Material provided =

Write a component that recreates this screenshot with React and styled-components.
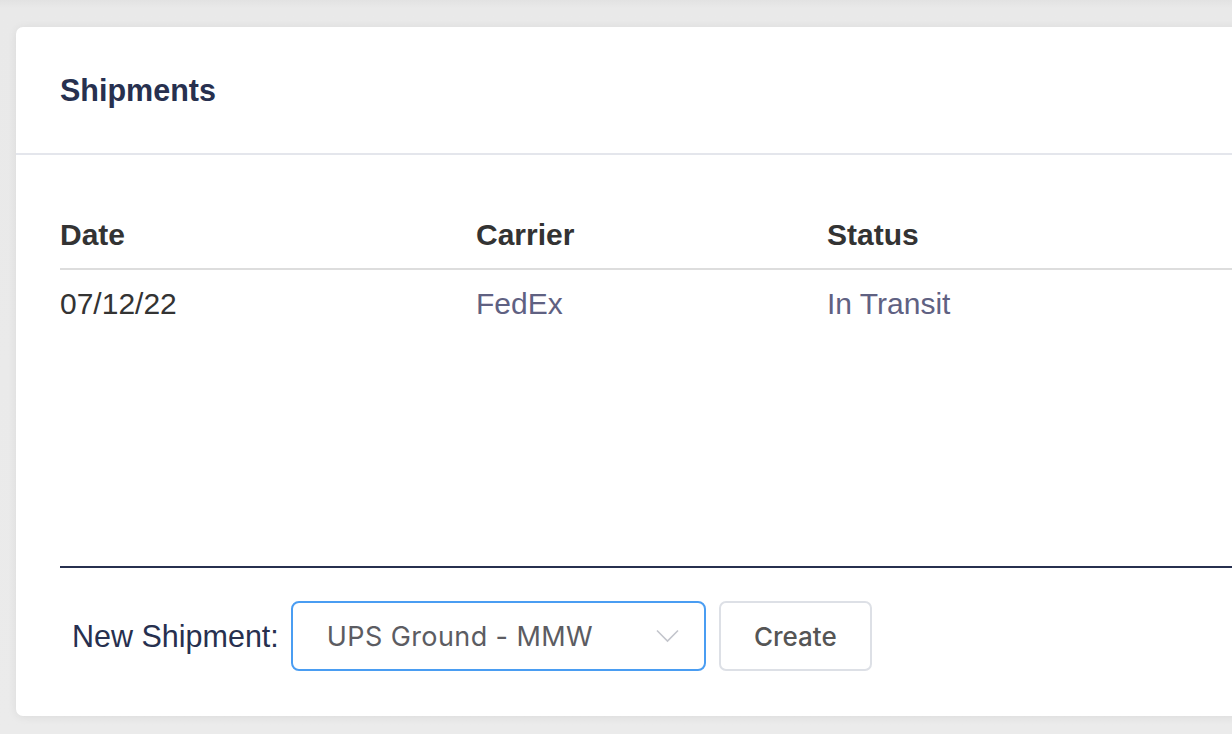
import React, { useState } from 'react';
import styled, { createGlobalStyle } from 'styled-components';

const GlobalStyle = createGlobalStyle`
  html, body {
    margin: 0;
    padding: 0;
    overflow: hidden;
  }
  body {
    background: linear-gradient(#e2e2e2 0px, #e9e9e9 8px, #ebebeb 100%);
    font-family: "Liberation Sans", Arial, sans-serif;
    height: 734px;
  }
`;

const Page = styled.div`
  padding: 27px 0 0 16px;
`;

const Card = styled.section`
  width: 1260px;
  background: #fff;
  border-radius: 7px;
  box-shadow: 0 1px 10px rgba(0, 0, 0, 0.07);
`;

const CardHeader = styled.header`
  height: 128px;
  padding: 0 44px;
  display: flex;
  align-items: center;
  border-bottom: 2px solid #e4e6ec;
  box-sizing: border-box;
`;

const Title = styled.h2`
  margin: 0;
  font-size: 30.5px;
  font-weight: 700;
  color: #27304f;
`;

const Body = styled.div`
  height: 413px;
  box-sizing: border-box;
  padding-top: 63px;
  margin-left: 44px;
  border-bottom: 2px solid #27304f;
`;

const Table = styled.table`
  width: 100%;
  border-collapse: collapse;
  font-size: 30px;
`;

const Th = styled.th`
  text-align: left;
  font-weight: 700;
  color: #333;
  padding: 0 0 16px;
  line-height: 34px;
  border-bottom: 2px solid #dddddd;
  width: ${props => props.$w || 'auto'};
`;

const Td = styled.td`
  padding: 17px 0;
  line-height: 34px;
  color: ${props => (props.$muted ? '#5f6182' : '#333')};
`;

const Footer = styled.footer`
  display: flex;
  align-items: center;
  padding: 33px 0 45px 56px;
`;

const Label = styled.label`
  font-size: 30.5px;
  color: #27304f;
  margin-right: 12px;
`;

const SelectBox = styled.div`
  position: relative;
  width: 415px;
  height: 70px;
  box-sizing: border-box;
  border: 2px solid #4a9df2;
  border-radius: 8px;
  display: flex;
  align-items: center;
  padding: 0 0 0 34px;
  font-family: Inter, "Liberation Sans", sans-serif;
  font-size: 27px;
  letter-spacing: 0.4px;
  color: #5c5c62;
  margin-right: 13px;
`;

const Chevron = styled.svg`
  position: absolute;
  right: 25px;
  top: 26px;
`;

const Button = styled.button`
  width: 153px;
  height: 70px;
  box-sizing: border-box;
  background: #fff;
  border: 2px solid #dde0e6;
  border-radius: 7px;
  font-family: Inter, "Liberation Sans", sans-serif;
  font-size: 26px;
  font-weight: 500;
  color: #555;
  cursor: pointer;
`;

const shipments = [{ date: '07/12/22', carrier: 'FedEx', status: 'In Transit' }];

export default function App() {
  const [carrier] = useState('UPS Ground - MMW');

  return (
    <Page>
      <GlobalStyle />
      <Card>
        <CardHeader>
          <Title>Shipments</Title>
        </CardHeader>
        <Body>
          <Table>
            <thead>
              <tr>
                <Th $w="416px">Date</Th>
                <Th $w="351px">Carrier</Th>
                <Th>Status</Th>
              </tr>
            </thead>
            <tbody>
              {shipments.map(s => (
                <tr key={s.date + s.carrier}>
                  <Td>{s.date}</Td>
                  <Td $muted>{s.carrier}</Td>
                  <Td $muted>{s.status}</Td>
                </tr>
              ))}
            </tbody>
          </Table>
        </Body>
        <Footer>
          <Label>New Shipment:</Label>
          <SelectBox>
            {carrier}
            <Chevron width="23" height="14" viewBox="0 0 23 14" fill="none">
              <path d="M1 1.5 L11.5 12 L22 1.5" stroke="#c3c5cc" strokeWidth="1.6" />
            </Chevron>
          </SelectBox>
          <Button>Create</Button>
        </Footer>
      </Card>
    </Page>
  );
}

Given exercise = Leave out the pictures and reproduce the rest of the listing exactly.

Written solution =
Write a component that recreates this screenshot with React and styled-components.
import React, { useState } from 'react';
import styled, { createGlobalStyle } from 'styled-components';

const GlobalStyle = createGlobalStyle`
  html, body {
    margin: 0;
    padding: 0;
    overflow: hidden;
  }
  body {
    background: linear-gradient(#e2e2e2 0px, #e9e9e9 8px, #ebebeb 100%);
    font-family: "Liberation Sans", Arial, sans-serif;
    height: 734px;
  }
`;

const Page = styled.div`
  padding: 27px 0 0 16px;
`;

const Card = styled.section`
  width: 1260px;
  background: #fff;
  border-radius: 7px;
  box-shadow: 0 1px 10px rgba(0, 0, 0, 0.07);
`;

const CardHeader = styled.header`
  height: 128px;
  padding: 0 44px;
  display: flex;
  align-items: center;
  border-bottom: 2px solid #e4e6ec;
  box-sizing: border-box;
`;

const Title = styled.h2`
  margin: 0;
  font-size: 30.5px;
  font-weight: 700;
  color: #27304f;
`;

const Body = styled.div`
  height: 413px;
  box-sizing: border-box;
  padding-top: 63px;
  margin-left: 44px;
  border-bottom: 2px solid #27304f;
`;

const Table = styled.table`
  width: 100%;
  border-collapse: collapse;
  font-size: 30px;
`;

const Th = styled.th`
  text-align: left;
  font-weight: 700;
  color: #333;
  padding: 0 0 16px;
  line-height: 34px;
  border-bottom: 2px solid #dddddd;
  width: ${props => props.$w || 'auto'};
`;

const Td = styled.td`
  padding: 17px 0;
  line-height: 34px;
  color: ${props => (props.$muted ? '#5f6182' : '#333')};
`;

const Footer = styled.footer`
  display: flex;
  align-items: center;
  padding: 33px 0 45px 56px;
`;

const Label = styled.label`
  font-size: 30.5px;
  color: #27304f;
  margin-right: 12px;
`;

const SelectBox = styled.div`
  position: relative;
  width: 415px;
  height: 70px;
  box-sizing: border-box;
  border: 2px solid #4a9df2;
  border-radius: 8px;
  display: flex;
  align-items: center;
  padding: 0 0 0 34px;
  font-family: Inter, "Liberation Sans", sans-serif;
  font-size: 27px;
  letter-spacing: 0.4px;
  color: #5c5c62;
  margin-right: 13px;
`;

const Chevron = styled.svg`
  position: absolute;
  right: 25px;
  top: 26px;
`;

const Button = styled.button`
  width: 153px;
  height: 70px;
  box-sizing: border-box;
  background: #fff;
  border: 2px solid #dde0e6;
  border-radius: 7px;
  font-family: Inter, "Liberation Sans", sans-serif;
  font-size: 26px;
  font-weight: 500;
  color: #555;
  cursor: pointer;
`;

const shipments = [{ date: '07/12/22', carrier: 'FedEx', status: 'In Transit' }];

export default function App() {
  const [carrier] = useState('UPS Ground - MMW');

  return (
    <Page>
      <GlobalStyle />
      <Card>
        <CardHeader>
          <Title>Shipments</Title>
        </CardHeader>
        <Body>
          <Table>
            <thead>
              <tr>
                <Th $w="416px">Date</Th>
                <Th $w="351px">Carrier</Th>
                <Th>Status</Th>
              </tr>
            </thead>
            <tbody>
              {shipments.map(s => (
                <tr key={s.date + s.carrier}>
                  <Td>{s.date}</Td>
                  <Td $muted>{s.carrier}</Td>
                  <Td $muted>{s.status}</Td>
                </tr>
              ))}
            </tbody>
          </Table>
        </Body>
        <Footer>
          <Label>New Shipment:</Label>
          <SelectBox>
            {carrier}
            <Chevron width="23" height="14" viewBox="0 0 23 14" fill="none">
              <path d="M1 1.5 L11.5 12 L22 1.5" stroke="#c3c5cc" strokeWidth="1.6" />
            </Chevron>
          </SelectBox>
          <Button>Create</Button>
        </Footer>
      </Card>
    </Page>
  );
}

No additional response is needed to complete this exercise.